Posco continues to reassure investors that shareholder value won't fall following the transition to a holding company, saying that a steel making subsidiary won’t go public and that dividends will rise.
 
The company sent a letter to shareholders Wednesday reaffirming it will not list its steel making subsidiary after transitioning to a holding company.
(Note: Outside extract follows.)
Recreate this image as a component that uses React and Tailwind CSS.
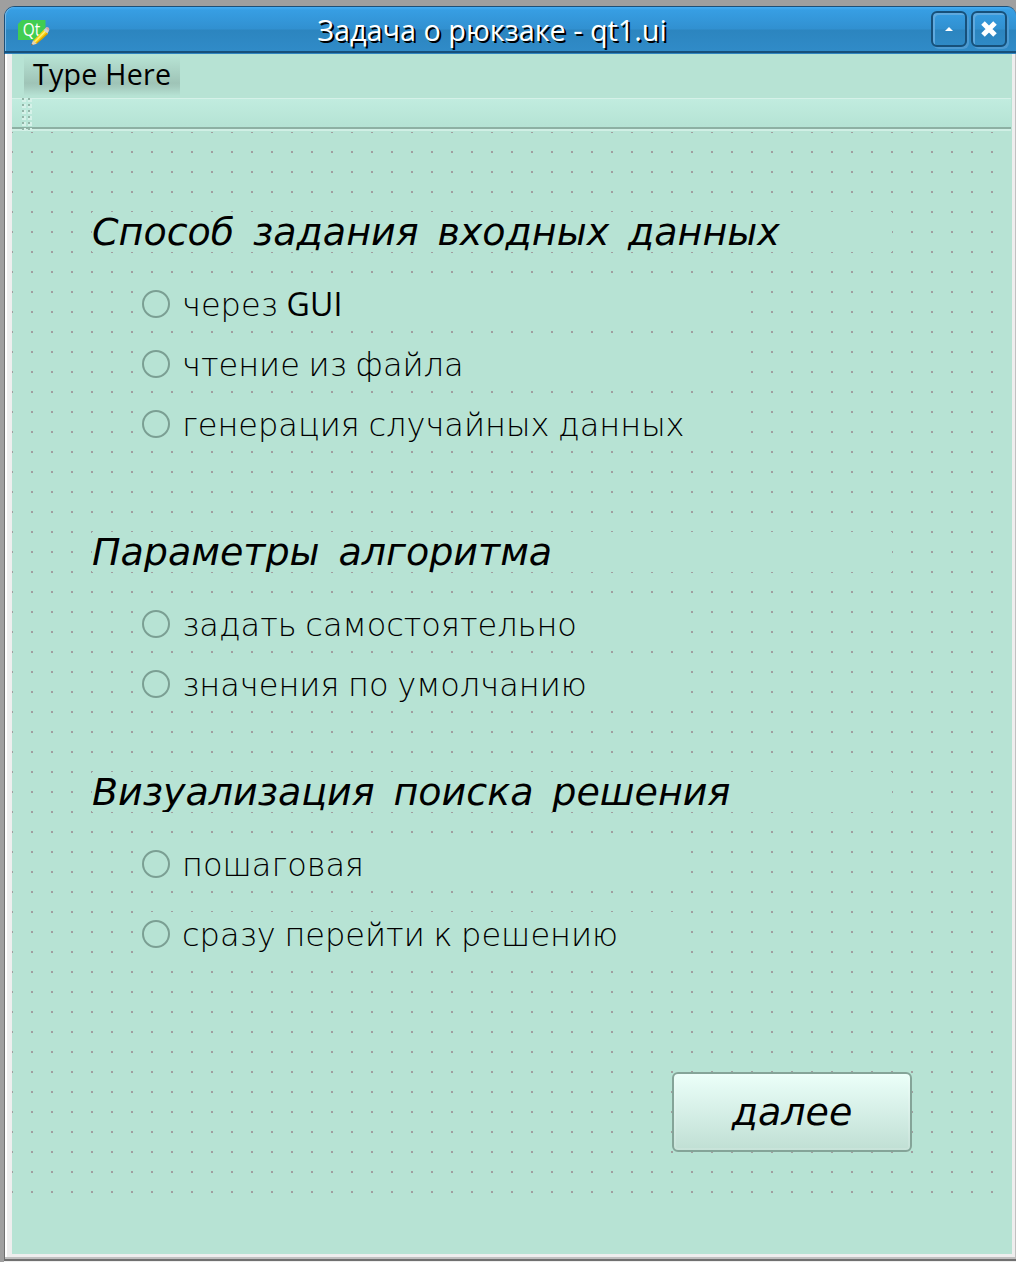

Its split-off plan needs approval of individual shareholders at a meeting Jan. 28, who own some 70 percent of the company’s outstanding shares.  
 
Requirements for listing will not even be mentioned in the steel-making subsidiary’s articles of incorporation, according to Posco.  
 
“We decided to do so because the holding company and steel-making company will both have healthy financial structures after the split, and thus the steel-making company does not need to go public in order to finance capital,” said Posco CEO Choi Jeong-woo in the letter Wednesday. “Not listing after the split is an ownership structure that prevents all possibilities of shareholders of the holdings company and subsidiary from having conflicting interests.”  
 
Posco announced in December that it will become a holding company, splitting its steel-making business into a wholly owned subsidiary. The surviving company will be named Posco Holdings, acting as a holding company that makes investments, holds shares, conducts research and leads environmental social governance management. 
 
It previously announced the steel-making subsidiary would not go public following the split, but individual shareholders were skeptical. Companies in the past have split off profitable divisions and listed them, such as LG Chem’s LG Energy Solution listing at the end of January and SK Innovation's plans for SK On.
 
Existing shareholders are to get shares from the surviving holding company, not the steel-making subsidiary. With steel-making responsible for some 70 percent of Posco’s profits, the company’s shares tumbled 4.58 percent on the day of the announcement of the split off in December. 
 
Posco also said it will not list other subsidiaries split from the surviving company.
 
Part of the treasury shares it holds — a total of 13.26 percent — will be retired within the year, which the company says "will increase shareholder value."  
 
The holding company will maintain a dividend payout ratio of around 30 percent until 2022, similar to recent years. It aims to pay a dividend of over 10,000 won ($8.4) per share to its shareholders. In 2020, it paid 8,000 won.  
 
Following the announcement, Posco shares jumped 3.14 percent to 295,500 won on Wednesday.